What do we want data to improve? To prove? To disprove? Our own curiosity is the starting point for harnessing data more effectively, and the challenge we have with data often starts with our lack of focus on the problem.
The right questions can help us make sense of the problem. They help us break down our challenges into solvable pieces.
When we have clarified the question we need to ask in order to solve our problems, there are multiple options for finding an answer.
We can follow the crowd – what’s “hot” right now? We can go with our gut instinct – with all its intuition and bias. We can leverage our own experiences – both good and bad. We can seek out independent research on the question – or conduct our own. What’s clear is that data alone is not enough — it needs to be applied to a specific problem. Therefore, we need to shift our focus away from the data and onto the new “e” in learning – “evidence.”
Evidence is defined as ‘the available body of facts or information indicating whether a belief or proposition is true or valid.’ Evidence helps us not only make sense of data but also helps us to direct its power.
According to Centre for Evidence-Based Management, ‘’The basic idea of evidence-based practice is that good-quality decisions should be based on a combination of critical thinking and the best available evidence.’’2
They discuss evidence coming from a range of sources –
All of these sources provide one level of insight to the problem at hand. Their strength and power come from combining them into an evidence base to support smarter decisions and more productive conversations.

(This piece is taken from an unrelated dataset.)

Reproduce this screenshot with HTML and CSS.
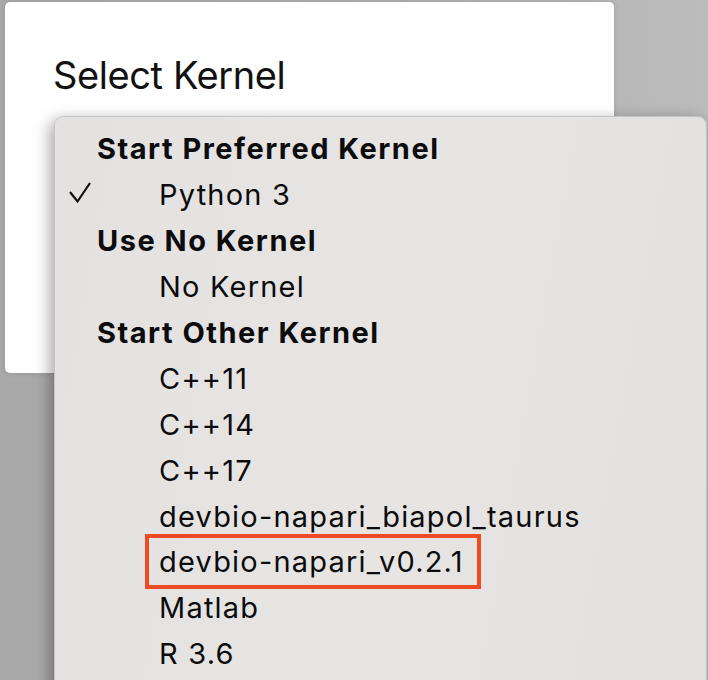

L&D are faced with many decisions and questions in this rapidly changing, digital world of work. This is why we need to make evidence the new “e” in learning!
Evidence builds courage – we are more confident in making better decisions, more likely to reduce risk, and more willing to be creative and to challenge the status quo.
Evidence also opens new doors – new conversations with leaders, new opportunities to add value, and new relationships to enable change.
What evidence can you start to leverage today?